→ DATASET CONTENT:
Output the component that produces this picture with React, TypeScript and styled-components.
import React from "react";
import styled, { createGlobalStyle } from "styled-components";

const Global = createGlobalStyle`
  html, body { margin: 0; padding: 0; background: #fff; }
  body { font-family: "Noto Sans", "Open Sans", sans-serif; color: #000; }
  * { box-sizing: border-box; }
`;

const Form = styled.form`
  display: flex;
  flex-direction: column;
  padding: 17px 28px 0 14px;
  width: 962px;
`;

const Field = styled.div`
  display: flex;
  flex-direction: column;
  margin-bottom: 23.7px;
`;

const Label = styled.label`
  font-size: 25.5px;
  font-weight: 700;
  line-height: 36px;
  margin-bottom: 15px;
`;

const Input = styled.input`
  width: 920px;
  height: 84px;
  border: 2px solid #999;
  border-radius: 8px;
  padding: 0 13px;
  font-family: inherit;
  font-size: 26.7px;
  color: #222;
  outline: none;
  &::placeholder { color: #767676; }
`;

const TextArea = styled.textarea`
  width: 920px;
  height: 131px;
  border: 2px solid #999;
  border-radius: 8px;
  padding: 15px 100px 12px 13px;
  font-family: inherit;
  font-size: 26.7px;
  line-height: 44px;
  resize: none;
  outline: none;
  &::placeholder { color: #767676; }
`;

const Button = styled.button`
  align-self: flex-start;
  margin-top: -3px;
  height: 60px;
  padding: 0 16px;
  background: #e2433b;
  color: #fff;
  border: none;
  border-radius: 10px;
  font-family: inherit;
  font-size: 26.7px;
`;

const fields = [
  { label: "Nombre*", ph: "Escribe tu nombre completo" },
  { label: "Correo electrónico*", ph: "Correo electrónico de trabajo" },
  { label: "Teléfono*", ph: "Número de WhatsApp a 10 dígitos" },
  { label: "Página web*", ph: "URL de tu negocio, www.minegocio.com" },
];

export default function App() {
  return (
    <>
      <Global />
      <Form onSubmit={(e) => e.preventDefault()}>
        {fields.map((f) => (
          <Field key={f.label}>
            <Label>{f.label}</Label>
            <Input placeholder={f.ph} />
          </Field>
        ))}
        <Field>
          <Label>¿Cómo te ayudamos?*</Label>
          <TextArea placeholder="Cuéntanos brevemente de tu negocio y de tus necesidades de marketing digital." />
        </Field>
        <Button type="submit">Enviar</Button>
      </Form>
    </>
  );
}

→ TASK TO COMPLETE: Repeat the data in its entirety, character for character.

→ TASK SOLUTION:
Output the component that produces this picture with React, TypeScript and styled-components.
import React from "react";
import styled, { createGlobalStyle } from "styled-components";

const Global = createGlobalStyle`
  html, body { margin: 0; padding: 0; background: #fff; }
  body { font-family: "Noto Sans", "Open Sans", sans-serif; color: #000; }
  * { box-sizing: border-box; }
`;

const Form = styled.form`
  display: flex;
  flex-direction: column;
  padding: 17px 28px 0 14px;
  width: 962px;
`;

const Field = styled.div`
  display: flex;
  flex-direction: column;
  margin-bottom: 23.7px;
`;

const Label = styled.label`
  font-size: 25.5px;
  font-weight: 700;
  line-height: 36px;
  margin-bottom: 15px;
`;

const Input = styled.input`
  width: 920px;
  height: 84px;
  border: 2px solid #999;
  border-radius: 8px;
  padding: 0 13px;
  font-family: inherit;
  font-size: 26.7px;
  color: #222;
  outline: none;
  &::placeholder { color: #767676; }
`;

const TextArea = styled.textarea`
  width: 920px;
  height: 131px;
  border: 2px solid #999;
  border-radius: 8px;
  padding: 15px 100px 12px 13px;
  font-family: inherit;
  font-size: 26.7px;
  line-height: 44px;
  resize: none;
  outline: none;
  &::placeholder { color: #767676; }
`;

const Button = styled.button`
  align-self: flex-start;
  margin-top: -3px;
  height: 60px;
  padding: 0 16px;
  background: #e2433b;
  color: #fff;
  border: none;
  border-radius: 10px;
  font-family: inherit;
  font-size: 26.7px;
`;

const fields = [
  { label: "Nombre*", ph: "Escribe tu nombre completo" },
  { label: "Correo electrónico*", ph: "Correo electrónico de trabajo" },
  { label: "Teléfono*", ph: "Número de WhatsApp a 10 dígitos" },
  { label: "Página web*", ph: "URL de tu negocio, www.minegocio.com" },
];

export default function App() {
  return (
    <>
      <Global />
      <Form onSubmit={(e) => e.preventDefault()}>
        {fields.map((f) => (
          <Field key={f.label}>
            <Label>{f.label}</Label>
            <Input placeholder={f.ph} />
          </Field>
        ))}
        <Field>
          <Label>¿Cómo te ayudamos?*</Label>
          <TextArea placeholder="Cuéntanos brevemente de tu negocio y de tus necesidades de marketing digital." />
        </Field>
        <Button type="submit">Enviar</Button>
      </Form>
    </>
  );
}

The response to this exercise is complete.